Traumas from childhood, teen years and later that aren't resolved through some kind of objective inspection and understanding so that they are put in proper perspective with our more adult, reasoning minds, can "crop up" in our lives in so many nasty ways.

Often depression, and mid-life crises times are spawned from old unresolved "hurts".

Anyway, it is possible to forgive, yet still "feel" or emotionally, not believe that you have done the transaction in your mind/soul. Yet, emotions are not necessarily the accurate gauge of what is truth and a lie in our lives. Emotions are wonderful enhancements to our human-ness, but they can contradict the "truth" and keep us in a very confused state of mind if we rely on them too much to make decisions of importance.

Some folk's emotions or feelings or "feelers" aren't on their coat sleeves, so-to-speak, and can easily divide truth from falsity and go on living without much trouble. Others of us, have on and off wars between objective truth , and wavering or contradicting thoughts spawned by our emotions or "feelers". It can be a life long battle, but is not a bain necessarily, but can be a helpful education in understanding ourselves, and learning to be objective while being challenged/confronted by the storms of life, within and without.

Anyway, if you know that you need to "forgive" yet your emotions or feelings tell you that you can't because your still "feeling" hurt; you must try, try, try, to go against those feelings and tell yourself that you are forgiving the trespasser against you. You will be surprised, how that act of your human "will", will gradually precipitate a change in your up and down emotions concerning the offense. Your emotions will gradually fall in line with your "will", and what is the objective and healthy route for you to follow. In fact the hurtful memory of the offense will gradually fade in importance as time goes by, if you or I can force our way through the feelings and exercise our wills to forgive, when we know that is the right and healthy thing for us to do.

Holding onto unforgiveness, spawns, hypertension, heart problems, depression, moodiness, tension headaches, Endocrinal unbalances, so many more "real" unhealthy manifestations that in turn if not abated can cause permanent physical damage to the human body.

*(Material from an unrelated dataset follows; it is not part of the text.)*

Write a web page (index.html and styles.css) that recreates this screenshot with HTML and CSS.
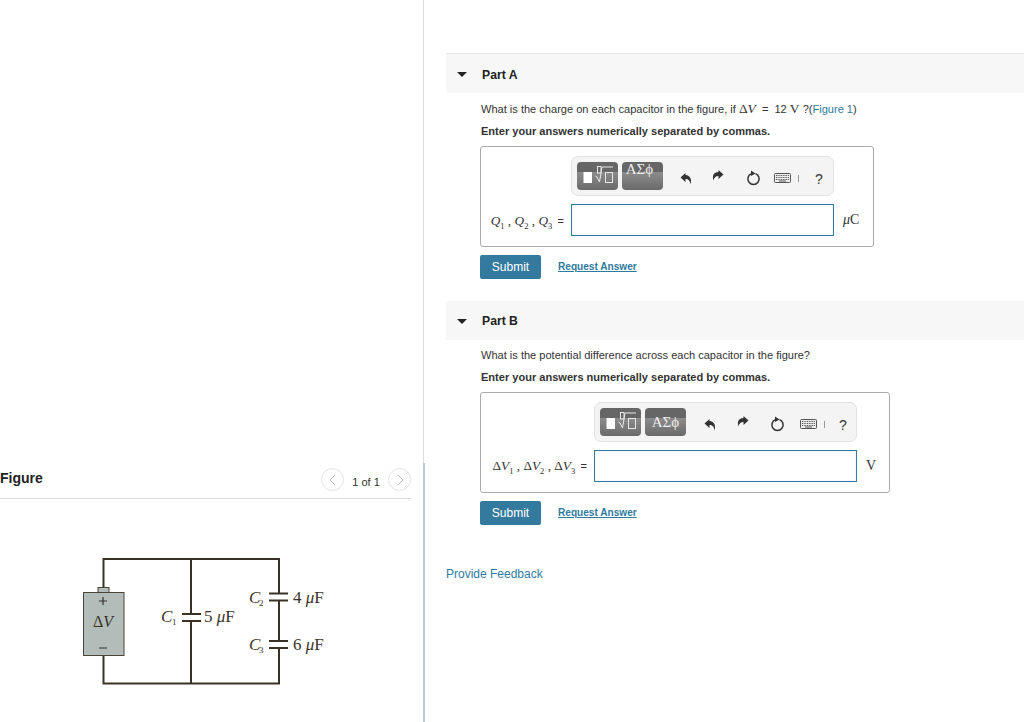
FILE: index.html
```html
<!DOCTYPE html>
<html lang="en">
<head>
<meta charset="utf-8">
<title>Capacitors</title>
<link rel="stylesheet" href="styles.css">
</head>
<body>
<div class="page">
  <aside class="figure-pane">
    <header class="figure-head">
      <h2 class="figure-title">Figure</h2>
      <div class="pager">
        <span class="pager-btn"><svg width="22" height="22" viewBox="0 0 22 22"><path d="M13 6l-5 5 5 5" class="chev"/></svg></span>
        <span class="pager-text">1 of 1</span>
        <span class="pager-btn"><svg width="22" height="22" viewBox="0 0 22 22"><path d="M9 6l5 5-5 5" class="chev"/></svg></span>
      </div>
    </header>
    <svg class="circuit" width="411" height="223" viewBox="0 499 411 223">
      <path class="wire" d="M103.5 588V559H279V593M279 601V641M279 649V683.5H103.5V655M191 559V614M191 621.500V684"/>
      <rect class="batt-cap" x="98" y="587.500" width="11" height="5"/>
      <rect class="batt" x="83.500" y="592.500" width="40.500" height="63"/>
      <path class="sign" d="M99 601h8M103 597v8M99 648h8"/>
      <path class="plate" d="M182 614h19M182 621h19M269 593.500h19M269 600.500h19M269 641h19M269 648h19"/>
      <text class="ckt ckt-dv" x="93" y="627">Δ<tspan class="ital">V</tspan></text>
      <text class="ckt ital" x="161" y="622">C</text><text class="ckt-sub" x="172" y="625">1</text>
      <text class="ckt" x="204" y="622">5 <tspan class="ital">μ</tspan>F</text>
      <text class="ckt ital" x="249" y="603">C</text><text class="ckt-sub" x="259" y="606">2</text>
      <text class="ckt" x="293" y="603">4 <tspan class="ital">μ</tspan>F</text>
      <text class="ckt ital" x="249" y="650">C</text><text class="ckt-sub" x="259" y="653">3</text>
      <text class="ckt" x="293" y="650">6 <tspan class="ital">μ</tspan>F</text>
    </svg>
  </aside>
  <div class="divider"><div class="divider-top"></div><div class="divider-bottom"></div></div>
  <main class="main">
    <section class="part part-first">
      <div class="part-head"><span class="caret"></span><h3 class="part-title">Part A</h3></div>
      <p class="question">What is the charge on each capacitor in the figure, if <span class="math">Δ<i>V</i></span> <span class="q-eq">=</span> 12 <span class="math">V</span> ?(<a class="link-plain" href="#">Figure 1</a>)</p>
      <p class="instruction">Enter your answers numerically separated by commas.</p>
      <div class="answer-box">
        <div class="answer-grid grid-a">
          <div class="toolbar">
            <span class="tool-btn"><svg width="30" height="24" viewBox="0 0 30 24"><rect x=".5" y="8" width="8.500" height="11" fill="#fff"/><rect x="14.500" y="2.500" width="3.500" height="6.500" class="ico-line"/><path class="ico-line" d="M12.500 12l1.500 1 2.500 5 2.500-15h11"/><rect x="22.500" y="8.500" width="7" height="10" class="ico-line"/></svg></span>
            <span class="tool-btn tool-greek">ΑΣϕ</span>
            <span class="tool-ico ti-undo"><svg width="13" height="13" viewBox="0 0 13 13"><path d="M5.500 1L0.500 5.500 5.500 10V7c3 0 4.500 1.500 5 5.500 1.500-5 0-9-5-9.500z" fill="#333"/></svg></span>
            <span class="tool-ico ti-redo"><svg width="13" height="13" viewBox="0 0 13 13"><path d="M7.500 1L12.500 5.500 7.500 10V7c-3 0-4.500 1.500-5 4.500-1.500-5 0-8 5-8.500z" fill="#333"/></svg></span>
            <span class="tool-ico ti-reset"><svg width="15" height="16" viewBox="0 0 15 16"><path d="M9.500 3.600a5.600 5.600 0 1 1-4 0" fill="none" stroke="#333" stroke-width="1.500"/><path d="M5 .5l4.500 3L5 6z" fill="#333"/></svg></span>
            <span class="tool-ico ti-kbd"><svg width="17" height="10" viewBox="0 0 17 10"><rect x=".5" y=".5" width="16" height="9" rx="1" fill="#eee" stroke="#555"/><path d="M2 2.500h13M2 4.500h13M2 6.500h13" stroke="#555" stroke-dasharray="1 .7"/><path d="M5 8h7" stroke="#555"/></svg></span>
            <span class="tool-sep"></span>
            <span class="tool-help">?</span>
          </div>
          <span></span>
          <div class="math-label"><i>Q</i><sub>1</sub> , <i>Q</i><sub>2</sub> , <i>Q</i><sub>3</sub> <span class="eq">=</span></div>
          <input class="answer-input" type="text" aria-label="answer A">
          <span class="unit"><i>μ</i>C</span>
        </div>
      </div>
      <div class="actions"><button class="submit" type="button">Submit</button><a class="request" href="#">Request Answer</a></div>
    </section>
    <section class="part part-second">
      <div class="part-head"><span class="caret"></span><h3 class="part-title">Part B</h3></div>
      <p class="question">What is the potential difference across each capacitor in the figure?</p>
      <p class="instruction">Enter your answers numerically separated by commas.</p>
      <div class="answer-box box-b">
        <div class="answer-grid grid-b">
          <div class="toolbar">
            <span class="tool-btn"><svg width="30" height="24" viewBox="0 0 30 24"><rect x=".5" y="8" width="8.500" height="11" fill="#fff"/><rect x="14.500" y="2.500" width="3.500" height="6.500" class="ico-line"/><path class="ico-line" d="M12.500 12l1.500 1 2.500 5 2.500-15h11"/><rect x="22.500" y="8.500" width="7" height="10" class="ico-line"/></svg></span>
            <span class="tool-btn tool-greek">ΑΣϕ</span>
            <span class="tool-ico ti-undo"><svg width="13" height="13" viewBox="0 0 13 13"><path d="M5.500 1L0.500 5.500 5.500 10V7c3 0 4.500 1.500 5 5.500 1.500-5 0-9-5-9.500z" fill="#333"/></svg></span>
            <span class="tool-ico ti-redo"><svg width="13" height="13" viewBox="0 0 13 13"><path d="M7.500 1L12.500 5.500 7.500 10V7c-3 0-4.500 1.500-5 4.500-1.500-5 0-8 5-8.500z" fill="#333"/></svg></span>
            <span class="tool-ico ti-reset"><svg width="15" height="16" viewBox="0 0 15 16"><path d="M9.500 3.600a5.600 5.600 0 1 1-4 0" fill="none" stroke="#333" stroke-width="1.500"/><path d="M5 .5l4.500 3L5 6z" fill="#333"/></svg></span>
            <span class="tool-ico ti-kbd"><svg width="17" height="10" viewBox="0 0 17 10"><rect x=".5" y=".5" width="16" height="9" rx="1" fill="#eee" stroke="#555"/><path d="M2 2.500h13M2 4.500h13M2 6.500h13" stroke="#555" stroke-dasharray="1 .7"/><path d="M5 8h7" stroke="#555"/></svg></span>
            <span class="tool-sep"></span>
            <span class="tool-help">?</span>
          </div>
          <span></span>
          <div class="math-label">Δ<i>V</i><sub>1</sub> , Δ<i>V</i><sub>2</sub> , Δ<i>V</i><sub>3</sub> <span class="eq">=</span></div>
          <input class="answer-input" type="text" aria-label="answer B">
          <span class="unit">V</span>
        </div>
      </div>
      <div class="actions"><button class="submit" type="button">Submit</button><a class="request" href="#">Request Answer</a></div>
    </section>
    <a class="feedback" href="#">Provide Feedback</a>
  </main>
</div>
</body>
</html>
```
FILE: styles.css
```css
* { box-sizing: border-box; }
html, body { margin: 0; padding: 0; height: 722px; overflow: hidden; background: #fff; }
body { font-family: "Liberation Sans", Arial, sans-serif; color: #333; }
.page { display: flex; height: 722px; }

.figure-pane { width: 423px; flex: none; padding-right: 12px; display: flex; flex-direction: column; justify-content: flex-end; }
.figure-head { display: flex; align-items: center; justify-content: space-between; height: 32px; border-bottom: 1px solid #ddd; padding-bottom: 6px; }
.figure-title { margin: 0; font-size: 14px; font-weight: 700; color: #222; position: relative; top: -2px; }
.pager { display: flex; align-items: center; gap: 8px; }
.pager-btn { width: 23px; height: 23px; border: 1px solid #e2e2e2; border-radius: 50%; display: flex; align-items: center; justify-content: center; }
.pager-btn svg { flex: none; }
.chev { fill: none; stroke: #bbb; stroke-width: 1; }
.pager-text { font-size: 11px; color: #333; width: 28px; position: relative; top: 2px; text-align: center; }
.circuit { display: block; }
.wire { fill: none; stroke: #3b3226; stroke-width: 2; }
.plate { fill: none; stroke: #3b3226; stroke-width: 2; }
.batt { fill: #b2bdb9; stroke: #4a4436; stroke-width: 1; }
.batt-cap { fill: #b2bdb9; stroke: #4a4436; stroke-width: 1; }
.sign { fill: none; stroke: #333; stroke-width: 1.200; }
.ckt { font-family: "Liberation Serif", serif; font-size: 17px; fill: #3b3226; }
.ckt-dv { font-size: 16px; }
.ital { font-style: italic; }
.ckt-sub { font-family: "Liberation Serif", serif; font-size: 9px; fill: #3b3226; }

.divider { width: 2px; flex: none; display: flex; flex-direction: column; }
.divider-top { height: 463px; width: 1px; background: #ddd; }
.divider-bottom { flex: 1; background: #bccbdc; }

.main { flex: 1; padding: 53px 0 0 21px; min-width: 0; }
.part { margin-bottom: 0; }
.part-first { margin-bottom: 22px; }
.part-head { display: flex; align-items: center; height: 40px; background: #f7f7f7; padding: 1px 0 0 11px; }
.part-second .part-head { height: 39px; }
.part-first .part-head { border-top: 1px solid #e6e6e6; padding-top: 2px; }
.part-second .question { margin-top: 7px; }
.caret { width: 0; height: 0; border-left: 5px solid transparent; border-right: 5px solid transparent; border-top: 5px solid #222; }
.part-title { margin: 0 0 0 15px; font-size: 12.200px; font-weight: 700; color: #222; }
.question { margin: 8px 0 0 35px; font-size: 11.050px; line-height: 16px; height: 16px; color: #333; white-space: nowrap; }
.math { font-family: "Liberation Serif", serif; font-size: 13.500px; }
.q-eq { margin: 0 3px; }
.link-plain { color: #2f7ba0; text-decoration: none; }
.instruction { margin: 6px 0 0 35px; font-size: 11.050px; line-height: 16px; font-weight: 700; color: #333; }
.answer-box { margin: 7px 0 0 34px; width: 394px; height: 101px; border: 1px solid #aaa; border-radius: 3px; padding: 9px 0 0 0; }
.box-b { width: 410px; }
.answer-grid { display: grid; row-gap: 8px; align-items: center; }
.grid-a { grid-template-columns: 90px 263px 1fr; }
.grid-b { grid-template-columns: 113px 263px 1fr; }
.toolbar { grid-column: 2; height: 40px; background: #f4f4f4; border: 1px solid #e2e2e2; border-radius: 7px; display: flex; align-items: center; padding-left: 5px; position: relative; }
.tool-btn { width: 41px; height: 28px; border-radius: 4px; background: linear-gradient(#666 0, #666 35%, #8c8c8c 36%, #6a6a6a 100%); display: flex; align-items: center; justify-content: center; margin-right: 4px; }
.ico-line { fill: none; stroke: #e8e8e8; stroke-width: 1; }
.tool-greek { font-family: "Liberation Serif", serif; font-size: 15px; color: #eee; align-items: flex-start; line-height: 15px; padding-right: 6px; }
.grid-b .tool-greek { align-items: center; padding-right: 0; }
.tool-ico { display: flex; }
.ti-undo { margin-left: 13px; margin-top: 4px; }
.ti-redo { margin-left: 18px; margin-top: -1px; }
.ti-reset { margin-left: 22px; margin-top: 4px; }
.ti-kbd { margin-left: 13px; margin-top: 3px; }
.tool-sep { width: 1px; height: 7px; background: #999; margin: 5px 0 0 7px; }
.tool-help { font-size: 14px; color: #333; margin: 0 0 0 16px; position: relative; top: 3px; }
.grid-b .ti-undo { margin-left: 14px; }
.grid-b .ti-redo { margin-left: 19px; }
.grid-b .ti-reset { margin-left: 21px; }
.grid-b .ti-kbd { margin-left: 15px; }
.grid-b .tool-help { margin-left: 14px; }
.math-label { grid-column: 1; text-align: right; padding-right: 7px; font-family: "Liberation Serif", serif; font-size: 13.300px; color: #333; white-space: nowrap; position: relative; top: 1px; }
.grid-b .math-label { top: 0; }
.math-label sub { font-size: 8.500px; line-height: 0; }
.eq { font-family: "Liberation Sans", sans-serif; font-size: 11px; margin-left: 2px; }
.answer-input { width: 263px; height: 32px; border: 1px solid #2f7a9e; box-shadow: inset 0 0 1px #9ac; background: #fff; padding: 0; margin: 0; }
.unit { font-family: "Liberation Serif", serif; font-size: 14px; color: #333; padding-left: 9px; }
.actions { display: flex; align-items: center; margin: 8px 0 0 34px; }
.submit { width: 61px; height: 24px; background: #337a9e; color: #fff; border: 0; border-radius: 2px; padding: 0; font: 12px "Liberation Sans", Arial, sans-serif; }
.request { margin-left: 17px; font-size: 10.100px; font-weight: 700; color: #2f7ba0; text-decoration: underline; position: relative; top: -1px; }
.feedback { display: block; margin-top: 41px; font-size: 12px; line-height: 16px; color: #2f7ba0; text-decoration: none; }
```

I've recently this year gone through a very hurtful experience with my closest relatives that I've always admired and loved. It has taken me some months to gradually come to a point where I can even consider "forgiveness" toward what they did to me. It is a process, but forgiveness is the culmination of that process. I've even sought out, an unbiased counselor to help me through this process. Indeed, we all need a good and honest "mentor" in our lives to help us at times. We are not islands, and weren't intended to be.

Sometimes forgiveness must take it's time in our lives, as we must first process the "hurt" and even express justifiable anger towards the perpetrators, in a safe and sane way of course. (Not by hurling insults or troubling the perp's life, but in expressing to some neutral persons, our frustration and anger at being hurt in some unfair way.). In other words, we must process the offense, or the unfair or unkind offense against us, and see it in it's proper perspective. That is processing it. It will indeed start as an emotional trauma, but it must gradually be objectively understood by us, and then the process of forgiving can happen at the right time.

Peter asked Jesus if we should continue to forgive those that do things against us, even up to seven times. Jesus told Peter, that he and all people need to forgive seventy times seven, or perpetually. That's a hard thing to swallow, cause some of us have had some pretty bad stuff thrown our way, that we didn't deserve, yet if we don't gain objective perspective about those offenses, and continue to let our emotions rule the "roost" we will live out a most miserable life.

truthmatters
10-18-2007, 11:32 AM
Good post EBSP, its sometimes hard to really know if you have allowed yourself to feel the hurt and not just intellectualized it. You really do have to allow yourself some time of feeling the hurt first before you can truely forgive.